AIM OF THE TASK :: All the data below goes into the copy word for word, but the pictures don't.

★ ★ ★ ★

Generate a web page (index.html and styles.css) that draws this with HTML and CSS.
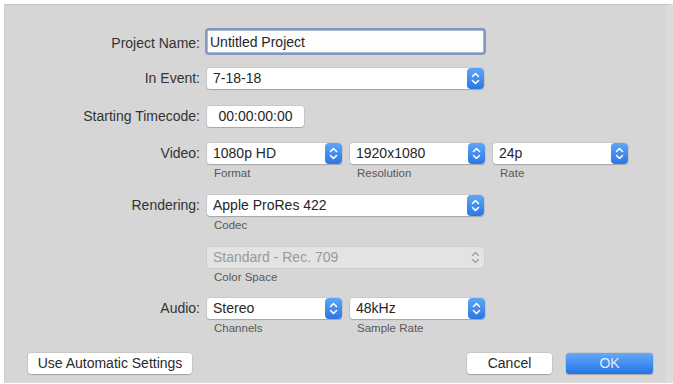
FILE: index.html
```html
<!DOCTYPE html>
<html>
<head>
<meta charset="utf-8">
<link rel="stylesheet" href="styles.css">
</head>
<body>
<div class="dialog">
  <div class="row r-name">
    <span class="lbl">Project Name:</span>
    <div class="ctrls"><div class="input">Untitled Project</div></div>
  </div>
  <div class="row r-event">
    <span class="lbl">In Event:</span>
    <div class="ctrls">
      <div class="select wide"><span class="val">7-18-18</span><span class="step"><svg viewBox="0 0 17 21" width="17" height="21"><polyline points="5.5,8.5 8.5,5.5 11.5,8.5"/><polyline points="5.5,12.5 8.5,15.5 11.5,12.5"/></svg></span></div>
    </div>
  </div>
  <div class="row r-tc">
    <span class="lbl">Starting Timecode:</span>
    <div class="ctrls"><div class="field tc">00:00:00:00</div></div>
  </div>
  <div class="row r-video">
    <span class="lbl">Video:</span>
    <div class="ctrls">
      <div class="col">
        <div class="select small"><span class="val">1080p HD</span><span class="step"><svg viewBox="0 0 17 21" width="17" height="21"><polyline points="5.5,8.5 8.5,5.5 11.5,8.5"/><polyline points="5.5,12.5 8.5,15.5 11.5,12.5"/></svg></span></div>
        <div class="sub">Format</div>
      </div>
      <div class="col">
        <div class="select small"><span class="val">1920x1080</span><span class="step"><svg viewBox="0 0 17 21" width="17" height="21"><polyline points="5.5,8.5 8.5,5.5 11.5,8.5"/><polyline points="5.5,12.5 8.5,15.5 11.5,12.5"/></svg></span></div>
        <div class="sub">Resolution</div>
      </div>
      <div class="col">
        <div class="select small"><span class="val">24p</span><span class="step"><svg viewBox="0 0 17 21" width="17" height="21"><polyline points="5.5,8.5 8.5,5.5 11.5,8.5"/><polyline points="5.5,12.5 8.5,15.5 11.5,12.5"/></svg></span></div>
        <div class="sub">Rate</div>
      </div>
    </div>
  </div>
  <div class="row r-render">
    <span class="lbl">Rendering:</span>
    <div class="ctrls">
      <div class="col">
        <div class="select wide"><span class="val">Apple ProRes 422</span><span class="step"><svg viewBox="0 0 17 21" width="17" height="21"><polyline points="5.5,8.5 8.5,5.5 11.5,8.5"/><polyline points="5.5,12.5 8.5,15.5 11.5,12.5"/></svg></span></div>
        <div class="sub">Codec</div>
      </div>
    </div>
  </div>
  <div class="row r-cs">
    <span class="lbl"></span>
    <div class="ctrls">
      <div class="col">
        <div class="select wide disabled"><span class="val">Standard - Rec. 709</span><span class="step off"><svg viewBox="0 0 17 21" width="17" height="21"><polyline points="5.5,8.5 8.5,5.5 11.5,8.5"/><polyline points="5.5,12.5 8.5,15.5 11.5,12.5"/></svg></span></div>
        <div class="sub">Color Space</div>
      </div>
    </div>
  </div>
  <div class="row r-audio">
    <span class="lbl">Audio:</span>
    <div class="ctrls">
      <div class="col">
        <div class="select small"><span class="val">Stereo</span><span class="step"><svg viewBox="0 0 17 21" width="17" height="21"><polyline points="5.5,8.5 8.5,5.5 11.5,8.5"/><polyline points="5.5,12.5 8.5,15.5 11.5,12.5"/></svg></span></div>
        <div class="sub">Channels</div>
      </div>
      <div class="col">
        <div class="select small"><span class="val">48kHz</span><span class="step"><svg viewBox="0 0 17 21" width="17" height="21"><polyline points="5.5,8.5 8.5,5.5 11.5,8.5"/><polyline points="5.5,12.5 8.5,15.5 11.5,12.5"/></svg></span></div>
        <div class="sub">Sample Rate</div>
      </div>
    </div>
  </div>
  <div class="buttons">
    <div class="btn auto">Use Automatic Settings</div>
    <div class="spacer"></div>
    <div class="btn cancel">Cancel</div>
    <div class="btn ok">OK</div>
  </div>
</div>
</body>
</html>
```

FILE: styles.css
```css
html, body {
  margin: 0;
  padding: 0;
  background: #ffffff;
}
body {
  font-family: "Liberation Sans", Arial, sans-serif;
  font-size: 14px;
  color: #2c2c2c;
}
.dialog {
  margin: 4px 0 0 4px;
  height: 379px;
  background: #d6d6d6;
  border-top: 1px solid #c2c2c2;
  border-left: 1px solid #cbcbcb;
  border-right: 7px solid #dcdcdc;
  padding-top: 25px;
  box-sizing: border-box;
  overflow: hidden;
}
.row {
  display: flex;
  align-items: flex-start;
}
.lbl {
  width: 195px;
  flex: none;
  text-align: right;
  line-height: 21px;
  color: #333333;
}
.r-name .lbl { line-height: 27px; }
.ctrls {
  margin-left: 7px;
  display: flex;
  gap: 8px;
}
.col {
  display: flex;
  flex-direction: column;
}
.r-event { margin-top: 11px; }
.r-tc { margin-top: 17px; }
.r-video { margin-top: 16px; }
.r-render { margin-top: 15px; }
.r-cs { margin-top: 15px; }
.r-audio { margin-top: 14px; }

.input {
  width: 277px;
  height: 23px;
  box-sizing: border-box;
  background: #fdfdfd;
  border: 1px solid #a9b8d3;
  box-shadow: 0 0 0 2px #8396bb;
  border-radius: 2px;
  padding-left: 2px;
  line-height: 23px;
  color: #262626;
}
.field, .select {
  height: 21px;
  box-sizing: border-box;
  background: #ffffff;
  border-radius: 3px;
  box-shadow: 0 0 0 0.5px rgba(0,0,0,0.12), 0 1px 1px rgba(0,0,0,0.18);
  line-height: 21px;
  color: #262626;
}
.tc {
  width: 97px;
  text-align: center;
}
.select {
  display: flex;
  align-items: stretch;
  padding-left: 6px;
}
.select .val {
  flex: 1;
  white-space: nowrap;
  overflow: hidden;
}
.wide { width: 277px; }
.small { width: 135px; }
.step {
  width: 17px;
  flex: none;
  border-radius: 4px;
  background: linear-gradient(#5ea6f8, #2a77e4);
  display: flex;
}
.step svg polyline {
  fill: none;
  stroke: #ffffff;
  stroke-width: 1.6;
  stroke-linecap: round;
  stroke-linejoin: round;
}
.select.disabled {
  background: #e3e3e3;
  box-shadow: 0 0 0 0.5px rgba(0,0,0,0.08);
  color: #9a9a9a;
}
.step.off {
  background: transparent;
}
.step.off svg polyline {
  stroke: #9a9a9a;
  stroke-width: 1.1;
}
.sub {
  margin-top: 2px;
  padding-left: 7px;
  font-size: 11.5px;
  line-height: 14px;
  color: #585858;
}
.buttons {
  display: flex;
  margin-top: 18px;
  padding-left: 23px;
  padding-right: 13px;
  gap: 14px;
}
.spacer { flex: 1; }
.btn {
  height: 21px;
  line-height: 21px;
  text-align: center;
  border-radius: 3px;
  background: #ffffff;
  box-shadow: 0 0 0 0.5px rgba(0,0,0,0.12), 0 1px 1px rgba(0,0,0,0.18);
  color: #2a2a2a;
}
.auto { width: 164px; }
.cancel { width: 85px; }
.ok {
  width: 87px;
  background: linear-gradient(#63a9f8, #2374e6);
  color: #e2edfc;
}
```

★ ★ ★ ★

EXERCISE RESULT ::
Generate a web page (index.html and styles.css) that draws this with HTML and CSS.
FILE: index.html
```html
<!DOCTYPE html>
<html>
<head>
<meta charset="utf-8">
<link rel="stylesheet" href="styles.css">
</head>
<body>
<div class="dialog">
  <div class="row r-name">
    <span class="lbl">Project Name:</span>
    <div class="ctrls"><div class="input">Untitled Project</div></div>
  </div>
  <div class="row r-event">
    <span class="lbl">In Event:</span>
    <div class="ctrls">
      <div class="select wide"><span class="val">7-18-18</span><span class="step"><svg viewBox="0 0 17 21" width="17" height="21"><polyline points="5.5,8.5 8.5,5.5 11.5,8.5"/><polyline points="5.5,12.5 8.5,15.5 11.5,12.5"/></svg></span></div>
    </div>
  </div>
  <div class="row r-tc">
    <span class="lbl">Starting Timecode:</span>
    <div class="ctrls"><div class="field tc">00:00:00:00</div></div>
  </div>
  <div class="row r-video">
    <span class="lbl">Video:</span>
    <div class="ctrls">
      <div class="col">
        <div class="select small"><span class="val">1080p HD</span><span class="step"><svg viewBox="0 0 17 21" width="17" height="21"><polyline points="5.5,8.5 8.5,5.5 11.5,8.5"/><polyline points="5.5,12.5 8.5,15.5 11.5,12.5"/></svg></span></div>
        <div class="sub">Format</div>
      </div>
      <div class="col">
        <div class="select small"><span class="val">1920x1080</span><span class="step"><svg viewBox="0 0 17 21" width="17" height="21"><polyline points="5.5,8.5 8.5,5.5 11.5,8.5"/><polyline points="5.5,12.5 8.5,15.5 11.5,12.5"/></svg></span></div>
        <div class="sub">Resolution</div>
      </div>
      <div class="col">
        <div class="select small"><span class="val">24p</span><span class="step"><svg viewBox="0 0 17 21" width="17" height="21"><polyline points="5.5,8.5 8.5,5.5 11.5,8.5"/><polyline points="5.5,12.5 8.5,15.5 11.5,12.5"/></svg></span></div>
        <div class="sub">Rate</div>
      </div>
    </div>
  </div>
  <div class="row r-render">
    <span class="lbl">Rendering:</span>
    <div class="ctrls">
      <div class="col">
        <div class="select wide"><span class="val">Apple ProRes 422</span><span class="step"><svg viewBox="0 0 17 21" width="17" height="21"><polyline points="5.5,8.5 8.5,5.5 11.5,8.5"/><polyline points="5.5,12.5 8.5,15.5 11.5,12.5"/></svg></span></div>
        <div class="sub">Codec</div>
      </div>
    </div>
  </div>
  <div class="row r-cs">
    <span class="lbl"></span>
    <div class="ctrls">
      <div class="col">
        <div class="select wide disabled"><span class="val">Standard - Rec. 709</span><span class="step off"><svg viewBox="0 0 17 21" width="17" height="21"><polyline points="5.5,8.5 8.5,5.5 11.5,8.5"/><polyline points="5.5,12.5 8.5,15.5 11.5,12.5"/></svg></span></div>
        <div class="sub">Color Space</div>
      </div>
    </div>
  </div>
  <div class="row r-audio">
    <span class="lbl">Audio:</span>
    <div class="ctrls">
      <div class="col">
        <div class="select small"><span class="val">Stereo</span><span class="step"><svg viewBox="0 0 17 21" width="17" height="21"><polyline points="5.5,8.5 8.5,5.5 11.5,8.5"/><polyline points="5.5,12.5 8.5,15.5 11.5,12.5"/></svg></span></div>
        <div class="sub">Channels</div>
      </div>
      <div class="col">
        <div class="select small"><span class="val">48kHz</span><span class="step"><svg viewBox="0 0 17 21" width="17" height="21"><polyline points="5.5,8.5 8.5,5.5 11.5,8.5"/><polyline points="5.5,12.5 8.5,15.5 11.5,12.5"/></svg></span></div>
        <div class="sub">Sample Rate</div>
      </div>
    </div>
  </div>
  <div class="buttons">
    <div class="btn auto">Use Automatic Settings</div>
    <div class="spacer"></div>
    <div class="btn cancel">Cancel</div>
    <div class="btn ok">OK</div>
  </div>
</div>
</body>
</html>
```

FILE: styles.css
```css
html, body {
  margin: 0;
  padding: 0;
  background: #ffffff;
}
body {
  font-family: "Liberation Sans", Arial, sans-serif;
  font-size: 14px;
  color: #2c2c2c;
}
.dialog {
  margin: 4px 0 0 4px;
  height: 379px;
  background: #d6d6d6;
  border-top: 1px solid #c2c2c2;
  border-left: 1px solid #cbcbcb;
  border-right: 7px solid #dcdcdc;
  padding-top: 25px;
  box-sizing: border-box;
  overflow: hidden;
}
.row {
  display: flex;
  align-items: flex-start;
}
.lbl {
  width: 195px;
  flex: none;
  text-align: right;
  line-height: 21px;
  color: #333333;
}
.r-name .lbl { line-height: 27px; }
.ctrls {
  margin-left: 7px;
  display: flex;
  gap: 8px;
}
.col {
  display: flex;
  flex-direction: column;
}
.r-event { margin-top: 11px; }
.r-tc { margin-top: 17px; }
.r-video { margin-top: 16px; }
.r-render { margin-top: 15px; }
.r-cs { margin-top: 15px; }
.r-audio { margin-top: 14px; }

.input {
  width: 277px;
  height: 23px;
  box-sizing: border-box;
  background: #fdfdfd;
  border: 1px solid #a9b8d3;
  box-shadow: 0 0 0 2px #8396bb;
  border-radius: 2px;
  padding-left: 2px;
  line-height: 23px;
  color: #262626;
}
.field, .select {
  height: 21px;
  box-sizing: border-box;
  background: #ffffff;
  border-radius: 3px;
  box-shadow: 0 0 0 0.5px rgba(0,0,0,0.12), 0 1px 1px rgba(0,0,0,0.18);
  line-height: 21px;
  color: #262626;
}
.tc {
  width: 97px;
  text-align: center;
}
.select {
  display: flex;
  align-items: stretch;
  padding-left: 6px;
}
.select .val {
  flex: 1;
  white-space: nowrap;
  overflow: hidden;
}
.wide { width: 277px; }
.small { width: 135px; }
.step {
  width: 17px;
  flex: none;
  border-radius: 4px;
  background: linear-gradient(#5ea6f8, #2a77e4);
  display: flex;
}
.step svg polyline {
  fill: none;
  stroke: #ffffff;
  stroke-width: 1.6;
  stroke-linecap: round;
  stroke-linejoin: round;
}
.select.disabled {
  background: #e3e3e3;
  box-shadow: 0 0 0 0.5px rgba(0,0,0,0.08);
  color: #9a9a9a;
}
.step.off {
  background: transparent;
}
.step.off svg polyline {
  stroke: #9a9a9a;
  stroke-width: 1.1;
}
.sub {
  margin-top: 2px;
  padding-left: 7px;
  font-size: 11.5px;
  line-height: 14px;
  color: #585858;
}
.buttons {
  display: flex;
  margin-top: 18px;
  padding-left: 23px;
  padding-right: 13px;
  gap: 14px;
}
.spacer { flex: 1; }
.btn {
  height: 21px;
  line-height: 21px;
  text-align: center;
  border-radius: 3px;
  background: #ffffff;
  box-shadow: 0 0 0 0.5px rgba(0,0,0,0.12), 0 1px 1px rgba(0,0,0,0.18);
  color: #2a2a2a;
}
.auto { width: 164px; }
.cancel { width: 85px; }
.ok {
  width: 87px;
  background: linear-gradient(#63a9f8, #2374e6);
  color: #e2edfc;
}
```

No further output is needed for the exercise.